* **LISTED ENTRIES**:
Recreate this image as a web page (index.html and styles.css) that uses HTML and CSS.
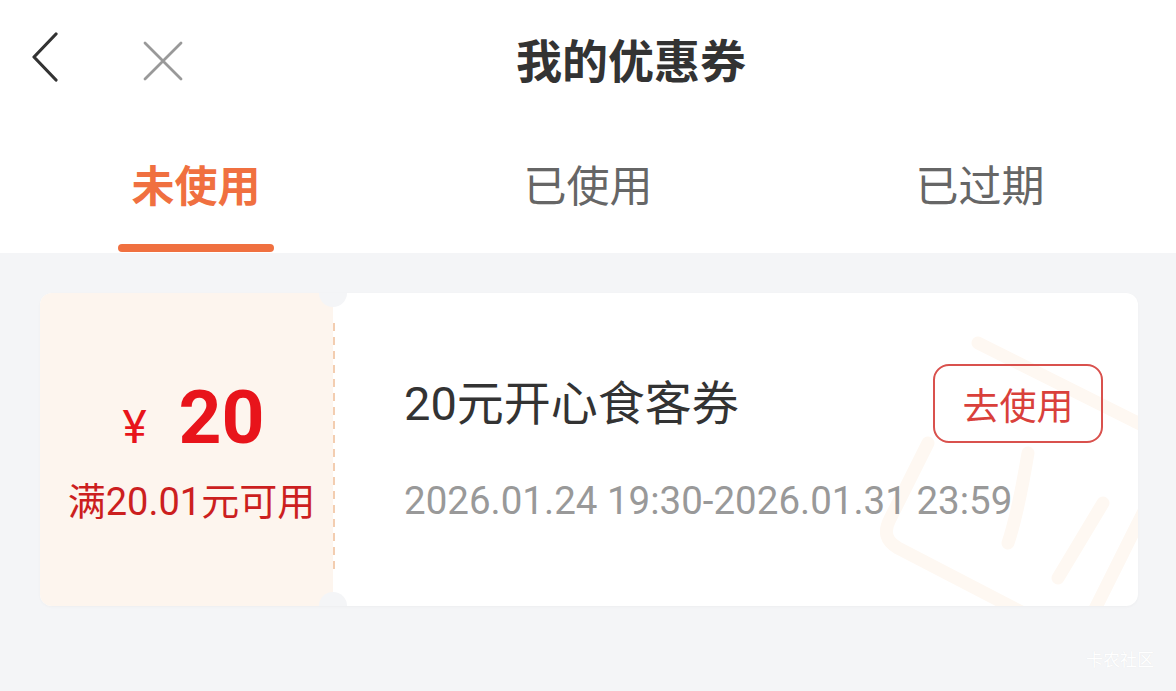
FILE: index.html
```html
<!doctype html>
<html lang="zh-CN">
<head>
<meta charset="utf-8">
<title>我的优惠券</title>
<link rel="stylesheet" href="styles.css">
</head>
<body>

<div class="topbar">
  <div class="topbar-left">
    <svg class="icon-back" width="40" height="60" viewBox="0 0 40 60">
      <path d="M24 3 L2 26 L24 49" fill="none" stroke="#333" stroke-width="3.2" stroke-linecap="round" stroke-linejoin="round"/>
    </svg>
    <svg class="icon-close" width="42" height="42" viewBox="0 0 42 42">
      <path d="M3 3 L39 39 M39 3 L3 39" fill="none" stroke="#999" stroke-width="2.8" stroke-linecap="round"/>
    </svg>
  </div>
  <div class="topbar-title">我的优惠券</div>
  <div></div>
</div>

<div class="tabs">
  <div class="tab active"><span class="tab-label">未使用</span><i class="tab-line"></i></div>
  <div class="tab"><span class="tab-label">已使用</span><i class="tab-line"></i></div>
  <div class="tab"><span class="tab-label">已过期</span><i class="tab-line"></i></div>
</div>

<div class="list">
  <div class="coupon">
    <div class="coupon-value">
      <div class="amount"><span class="yen">¥</span><span class="num">20</span></div>
      <div class="cond">满20.01元可用</div>
    </div>
    <div class="coupon-info">
      <svg class="stamp" width="300" height="320" viewBox="0 0 300 320">
        <g fill="none" stroke="#fef8f2" stroke-width="13" stroke-linecap="round" stroke-linejoin="round">
          <path d="M110 20 L290 110 Q310 120 300 140 L220 300 Q210 318 190 308 L30 225 Q12 215 22 196 L60 120"/>
          <path d="M160 130 Q150 190 140 220"/>
          <path d="M235 180 L190 255"/>
        </g>
      </svg>
      <div class="info-row">
        <div class="coupon-name">20元开心食客券</div>
        <button class="use-btn">去使用</button>
      </div>
      <div class="coupon-date">2026.01.24 19:30-2026.01.31 23:59</div>
    </div>
  </div>
</div>

<div class="watermark">卡农社区</div>

</body>
</html>
```

FILE: styles.css
```css
html, body {
  margin: 0;
  padding: 0;
}

body {
  width: 1176px;
  height: 691px;
  overflow: hidden;
  background-color: #f4f5f7;
  font-family: Roboto, "Noto Sans CJK SC", sans-serif;
  color: #333;
  position: relative;
}

/* top bar */
.topbar {
  height: 120px;
  background: #fff;
  display: grid;
  grid-template-columns: 1fr auto 1fr;
  align-items: center;
}
.topbar-left {
  display: flex;
  align-items: center;
  padding-left: 32px;
  padding-top: 2px;
}
.icon-back {
  display: block;
}
.icon-close {
  display: block;
  margin-left: 70px;
}
.topbar-title {
  font-family: "Noto Sans CJK SC", sans-serif;
  font-size: 46px;
  font-weight: 700;
  color: #333;
  line-height: 60px;
  padding-left: 86px;
  margin-top: -5px;
}

/* tabs */
.tabs {
  height: 133px;
  background: #fff;
  display: flex;
}
.tab {
  flex: 1;
  display: flex;
  flex-direction: column;
  align-items: center;
  padding-top: 33px;
  box-sizing: border-box;
}
.tab-label {
  font-family: "Noto Sans CJK SC", sans-serif;
  font-size: 43px;
  line-height: 60px;
  color: #666;
}
.tab-line {
  display: block;
  width: 156px;
  height: 8px;
  margin-top: 31px;
  border-radius: 4px;
}
.tab.active .tab-label {
  color: #f07040;
  font-weight: 700;
}
.tab.active .tab-line {
  background: #f07040;
}

/* coupon list */
.list {
  padding: 40px 38px 0 40px;
}
.coupon {
  height: 313px;
  display: flex;
  background: #fff;
  border-radius: 12px;
  overflow: hidden;
  box-shadow: 0 1px 3px rgba(0, 0, 0, 0.03);
}

.coupon-value {
  width: 293px;
  flex: none;
  position: relative;
  background: #fdf5ee;
  display: flex;
  flex-direction: column;
  align-items: center;
  padding-top: 84px;
  box-sizing: border-box;
}
.coupon-value::before,
.coupon-value::after {
  content: "";
  position: absolute;
  right: -14px;
  width: 28px;
  height: 28px;
  border-radius: 50%;
  background: #f4f5f7;
  z-index: 2;
}
.coupon-value::before {
  top: -14px;
}
.coupon-value::after {
  bottom: -14px;
}
.amount {
  display: flex;
  align-items: baseline;
  line-height: 80px;
  color: #e8141b;
  padding-left: 14px;
}
.yen {
  font-size: 46px;
  margin-right: 32px;
}
.num {
  font-size: 75px;
  font-weight: 700;
}
.cond {
  margin-top: 12px;
  padding-left: 10px;
  font-size: 38px;
  line-height: 46px;
  color: #cc1f1f;
}

.coupon-info {
  flex: 1;
  position: relative;
  padding: 71px 35px 0 71px;
  box-sizing: border-box;
  background-image: repeating-linear-gradient(to bottom, #f3cdb0 0, #f3cdb0 8px, transparent 8px, transparent 14px);
  background-size: 2px 252px;
  background-position: 0 30px;
  background-repeat: no-repeat;
}
.stamp {
  position: absolute;
  right: -30px;
  top: 30px;
}
.info-row {
  position: relative;
  display: flex;
  align-items: center;
  justify-content: space-between;
}
.coupon-name {
  font-size: 47px;
  line-height: 60px;
  color: #333;
  margin-top: 1px;
}
.use-btn {
  width: 170px;
  height: 79px;
  border: 2px solid #d9514d;
  border-radius: 16px;
  background: transparent;
  color: #d9403b;
  font-family: "Noto Sans CJK SC", sans-serif;
  font-size: 37px;
  padding: 0;
}
.coupon-date {
  position: relative;
  margin-top: 32px;
  font-size: 38.5px;
  line-height: 52px;
  color: #999;
}

.watermark {
  position: absolute;
  right: 22px;
  bottom: 20px;
  font-family: "Noto Sans CJK SC", sans-serif;
  font-size: 17px;
  color: #fff;
  text-shadow: 0 0 1px rgba(0, 0, 0, 0.08);
}
```
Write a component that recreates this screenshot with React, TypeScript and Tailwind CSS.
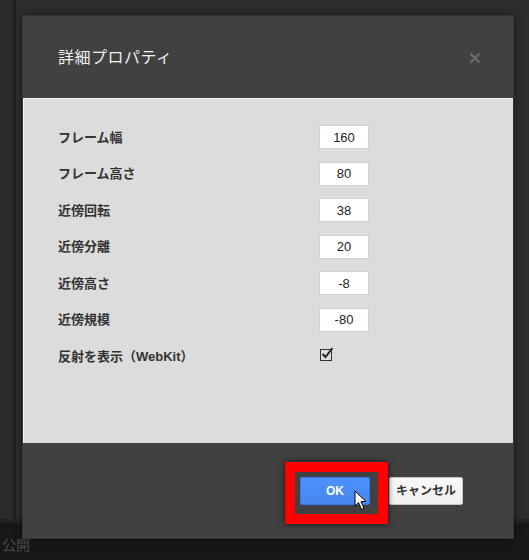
import React from "react";

const rows: { label: string; value: string }[] = [
  { label: "フレーム幅", value: "160" },
  { label: "フレーム高さ", value: "80" },
  { label: "近傍回転", value: "38" },
  { label: "近傍分離", value: "20" },
  { label: "近傍高さ", value: "-8" },
  { label: "近傍規模", value: "-80" },
];

const font = { fontFamily: '"Liberation Sans", "Noto Sans CJK JP", sans-serif' };

export default function App() {
  return (
    <div
      className="relative w-[529px] h-[560px] overflow-hidden bg-[#2b2b2b] flex flex-col"
      style={font}
    >
      {/* background page */}
      <div className="flex-1 flex">
        <div className="w-[13px] bg-[#2a2a2a]" />
        <div className="w-[3px] bg-[#1f1f1f]" />
        <div className="flex-1 bg-[#2c2c2c]" />
      </div>
      <div className="h-[4px] bg-[#222222]" />
      <div className="h-[37px] bg-[#171717] flex items-end pb-[8px] pl-[2px]">
        <span className="text-[14px] leading-none text-[#4a4a4a]">公開</span>
      </div>

      {/* modal dialog */}
      <div className="absolute left-[22px] top-[15px] w-[492px] h-[524px] flex flex-col bg-[#414141] border border-[#353535] shadow-[0_0_6px_rgba(0,0,0,0.5)]">
        <div className="h-[82px] flex items-center justify-between pl-[35px] pr-[32px]">
          <span className="text-[16px] text-[#f0f0f0] tracking-[0.5px] pt-[2px]">詳細プロパティ</span>
          <svg width="12" height="12" viewBox="0 0 12 12" className="mt-[1px]">
            <path d="M1.5 1.5 L10.5 10.5 M10.5 1.5 L1.5 10.5" stroke="#6c6c6c" strokeWidth="2.4" />
          </svg>
        </div>
        <div className="h-[345px] bg-[#dcdcdc] border-t border-l border-[#f2f2f2] pt-[20px] pl-[34px]">
          {rows.map((r) => (
            <div key={r.label} className="h-[36.5px] flex items-center">
              <span className="w-[261px] text-[13px] font-bold text-[#333333]">{r.label}</span>
              <div className="w-[50px] h-[24px] bg-white border border-[#d0d0d0] flex items-center justify-center text-[13px] text-[#222222]">
                {r.value}
              </div>
            </div>
          ))}
          <div className="h-[36.5px] flex items-center">
            <span className="w-[261px] text-[13px] font-bold text-[#333333]">反射を表示（WebKit）</span>
            <svg width="16" height="16" viewBox="0 0 16 16" className="-mt-[4px]">
              <rect x="1.5" y="3.5" width="11" height="11" fill="none" stroke="#333" strokeWidth="1" />
              <path d="M3.5 8 L6.5 11 L13.5 2" fill="none" stroke="#222" strokeWidth="2" />
            </svg>
          </div>
        </div>
        <div className="flex-1 flex items-center justify-end pr-[50px] gap-[19px]">
          <div className="relative">
            <div className="absolute -left-[15px] -top-[15px] -right-[18px] -bottom-[19px] border-[10px] border-[#ff0000] shadow-[0_0_6px_rgba(0,0,0,0.7)]" />
            <button className="relative w-[70px] h-[28px] rounded-[2px] bg-gradient-to-b from-[#4d90fe] to-[#4787ed] border border-[#3079ed] text-white text-[12px] font-bold">
              OK
            </button>
            <svg
              width="14"
              height="22"
              viewBox="0 0 14 22"
              className="absolute left-[54px] top-[13px]"
            >
              <path
                d="M1 1 L1 16 L4.5 12.5 L7.5 19.5 L10 18.5 L7 11.5 L12 11.5 Z"
                fill="white"
                stroke="black"
                strokeWidth="1"
                strokeLinejoin="round"
              />
            </svg>
          </div>
          <button className="w-[74px] h-[28px] rounded-[2px] bg-gradient-to-b from-[#f8f8f8] to-[#f1f1f1] border border-[#c6c6c6] text-[#333333] text-[12px] font-bold">
            キャンセル
          </button>
        </div>
      </div>
    </div>
  );
}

* **STATED EXERCISE**: In the listing above, find the line with "Write a component" and the line with "import React from". Copy both of them and every line between, exactly, but not the pictures.

* **EXERCISE OUTPUT**:
Write a component that recreates this screenshot with React, TypeScript and Tailwind CSS.
import React from "react";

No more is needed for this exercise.